September 9th, 2004-- Brattleboro Reformer

Julie Waters makes 'History' by mixing standards and traditional tunes

Thursday, September 09, 2004 - NORTHAMPTON, Mass.

For her third record, titled "History Lessons," acoustic guitarist Julie Waters deviated from her usual practice of filling her albums predominantly with original work, instead mixing in her unique takes on a number of traditional tunes.

"'History Lessons' involved a lot more pieces where I actually had to sit down to learn the piece first," explained Waters in an e-mail exchange. "With most of what I've done to date, I've worked out my own creations and just sort of went with them. This time, I had pieces which I actually had to practice first and learn."

The resident of Putney finalized the arrangements only when she is comfortable enough with each piece to "improvise with abandon." It was then that she knew a song was ready to be recorded.

Waters put her own stamp on a variety of traditional tunes, from the familiar madrigal "Greensleeves" to an old jig from the British Isles called "The Road to Listdoonvarna," as well as a 400-year-old Bach lute piece, and the hymn "Amazing Grace." All are infused with Waters' imaginative, impassioned strumming.

"I never used to do this sort of thing before," said Waters. "Almost everything I played in the past was original music, and I think I viewed covering other tunes as slumming or unprofessional. My attitude on this has changed, now that I've started playing more traditional tunes and finding some real beauty in music that I used to think of as too simple to bother with."

Just over a year ago, the Boston Folk Festival announced a flatpicking contest, which required entrants to perform traditional fiddle tunes. Waters got involved and submitted her take on "Mari's Wedding." Though the contest ended up being cancelled for lack of entrants, Waters learned to enjoy putting her modern twist on ancient tunes.

"By then I'd gotten the bug and was having real fun with traditional pieces," she said.

Her version of "Greensleeves" grew out of a performance in Brattleboro.

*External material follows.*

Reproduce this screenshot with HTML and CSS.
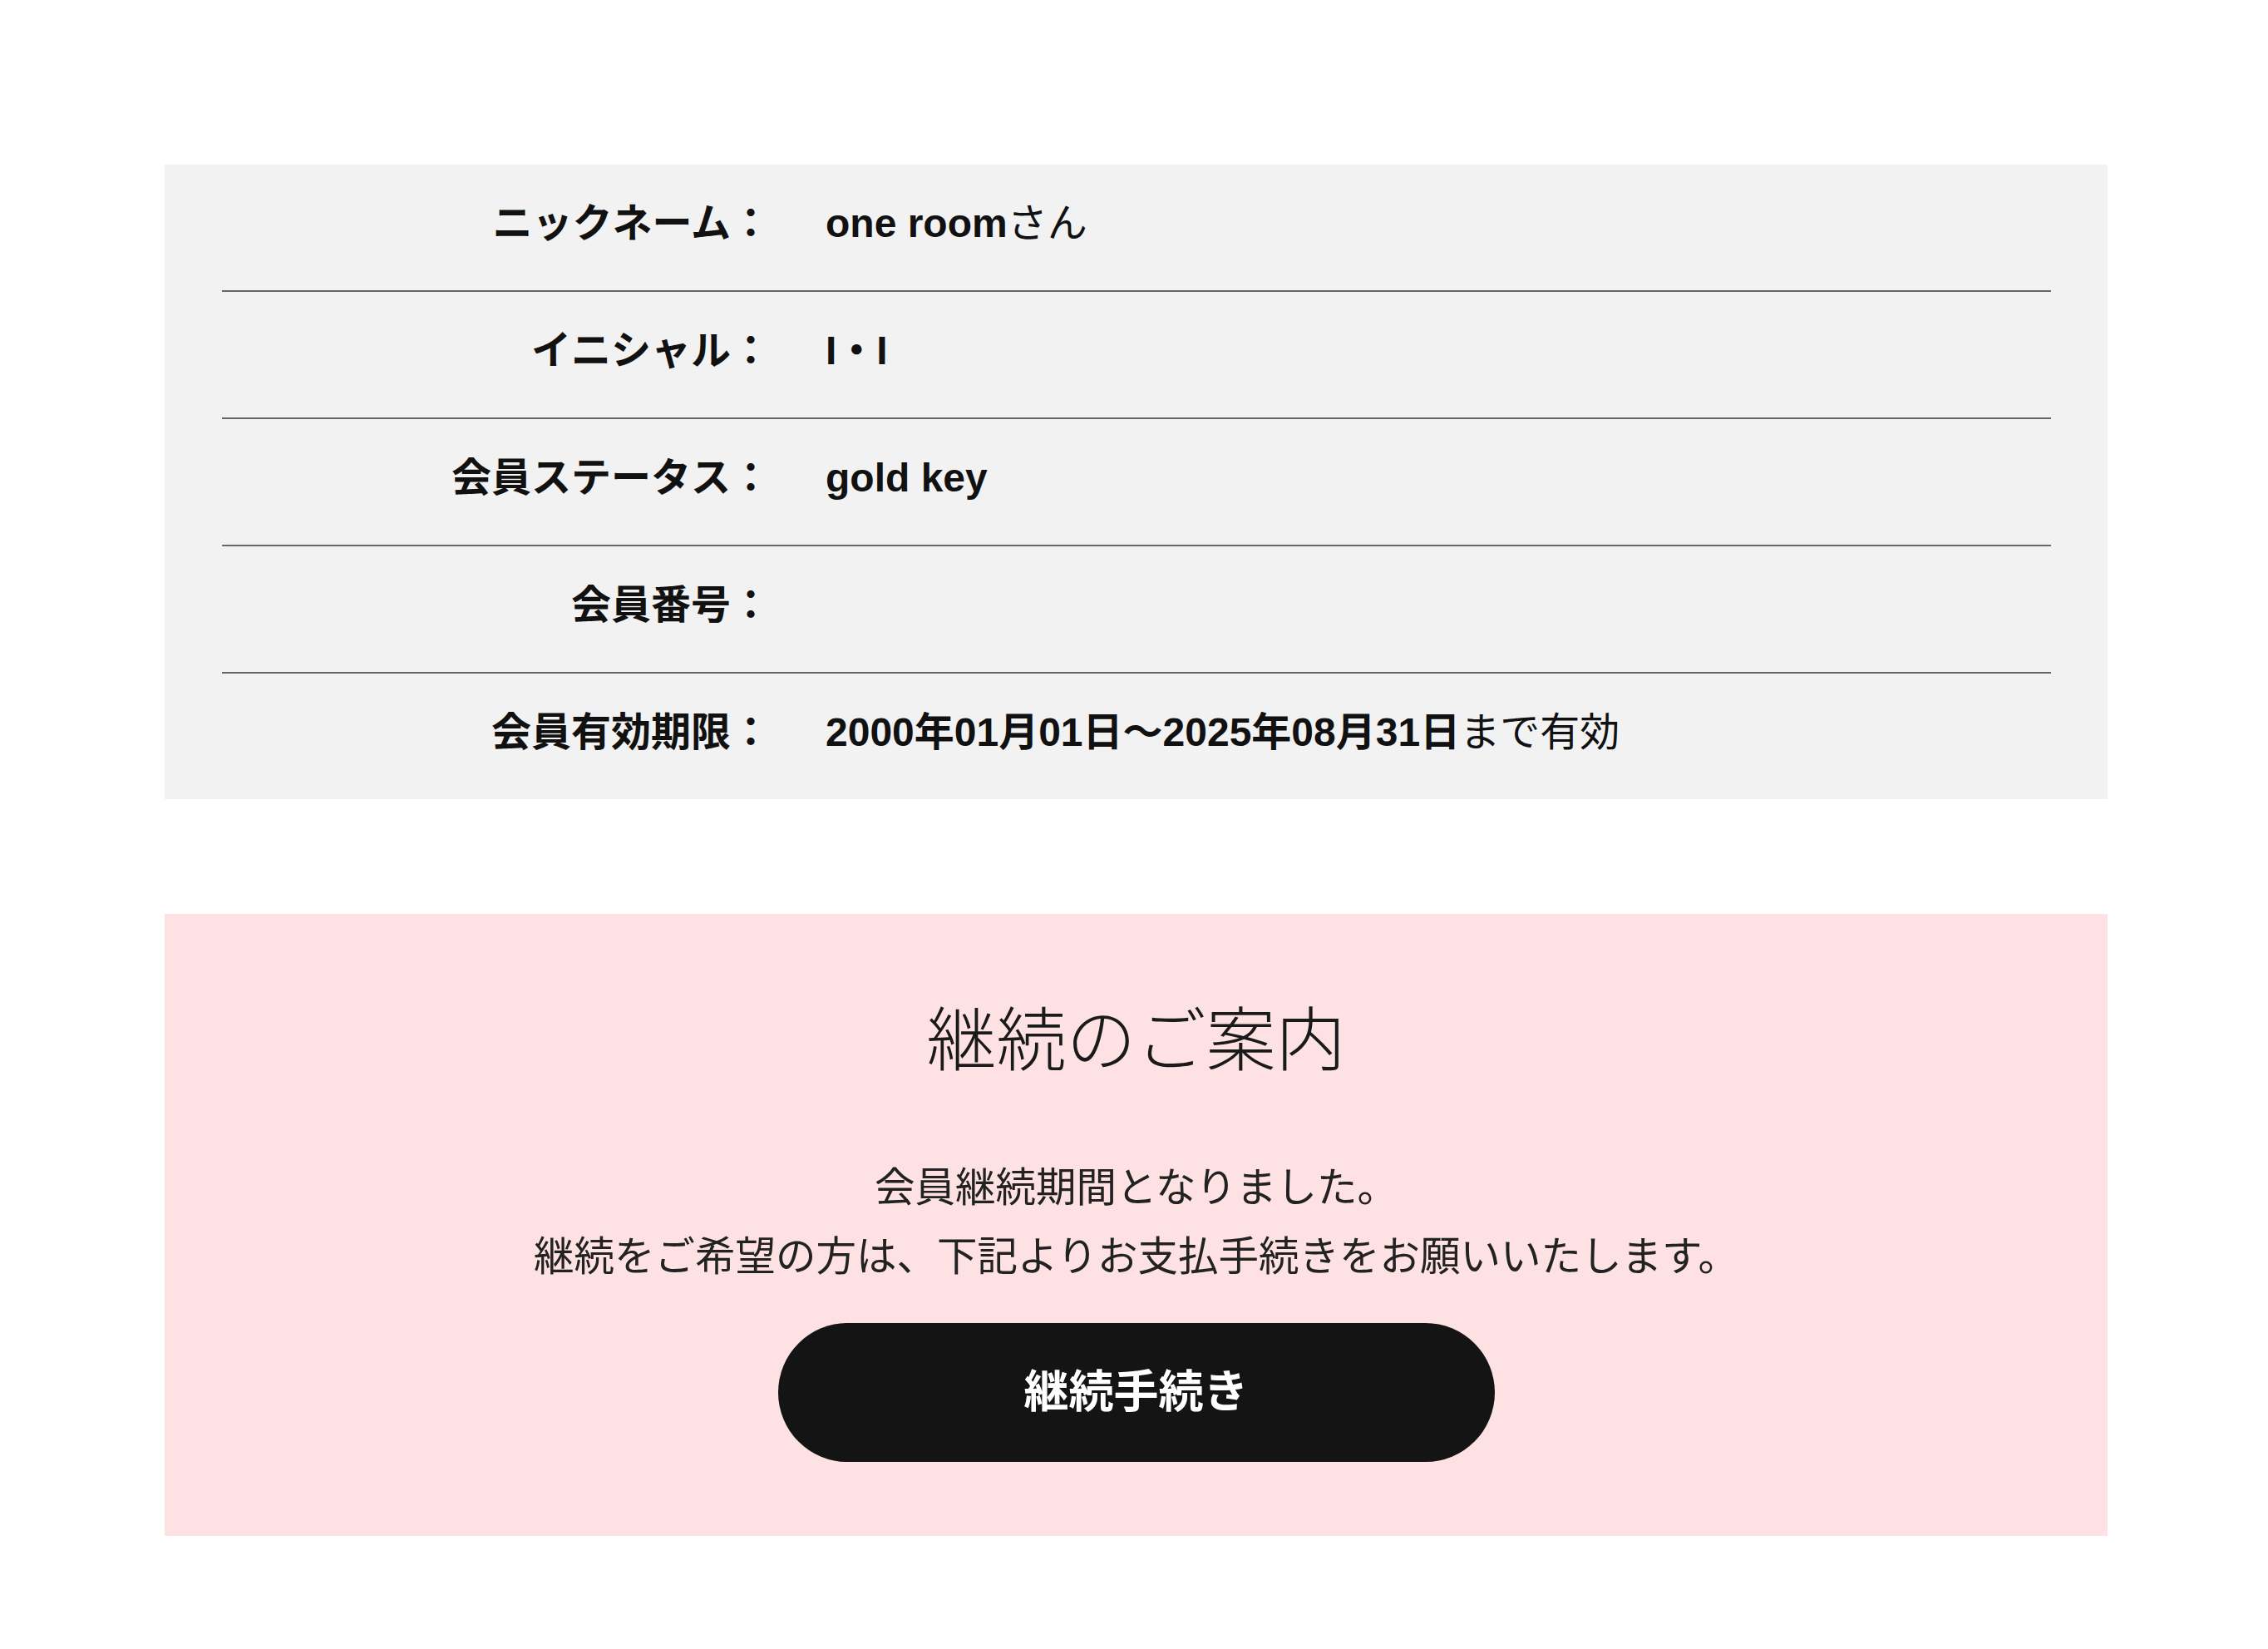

"The newer arrangement evolved from combining it with two other pieces I'd composed, neither of which felt complete in itself. One night, performing at Mole's Eye, I found myself just going back and forth between the three pieces. This turned into its own arrangement of 'Greensleeves.' When I got positive feedback for it, I kept going with it," she said.

Some of the most powerful moments on "History Lessons," however, are originals such as "Cities On Fire," which Waters wrote "from pure rage" just as America was about to embark on the war in Iraq.

"I was thinking about culture and music and history and how many cultures we, as a nation, have managed to destroy in my lifetime alone. I saw it coming, and felt completely helpless to do a thing about it. So I wrote music and released that energy as best as I could."

Waters is an activist and member of Brattleboro Area Peace and Justice Group, (and according to her Web site www.juliewatwers.com -- a teacher, a licensed transporter of injured birds, photographer, Web designer and a creator of puzzles,as well!) who wears her politics on her sleeves.

"I find it difficult to comprehend the notion of separating music from one's politics or viewpoints. That doesn't mean I'll always discuss politics in a performance setting. In fact, I don't spend a lot of time doing so. I'll perform at overtly political events, organize benefit concerts for causes I support, and sign my name to pretty much anything I think is the right thing to do."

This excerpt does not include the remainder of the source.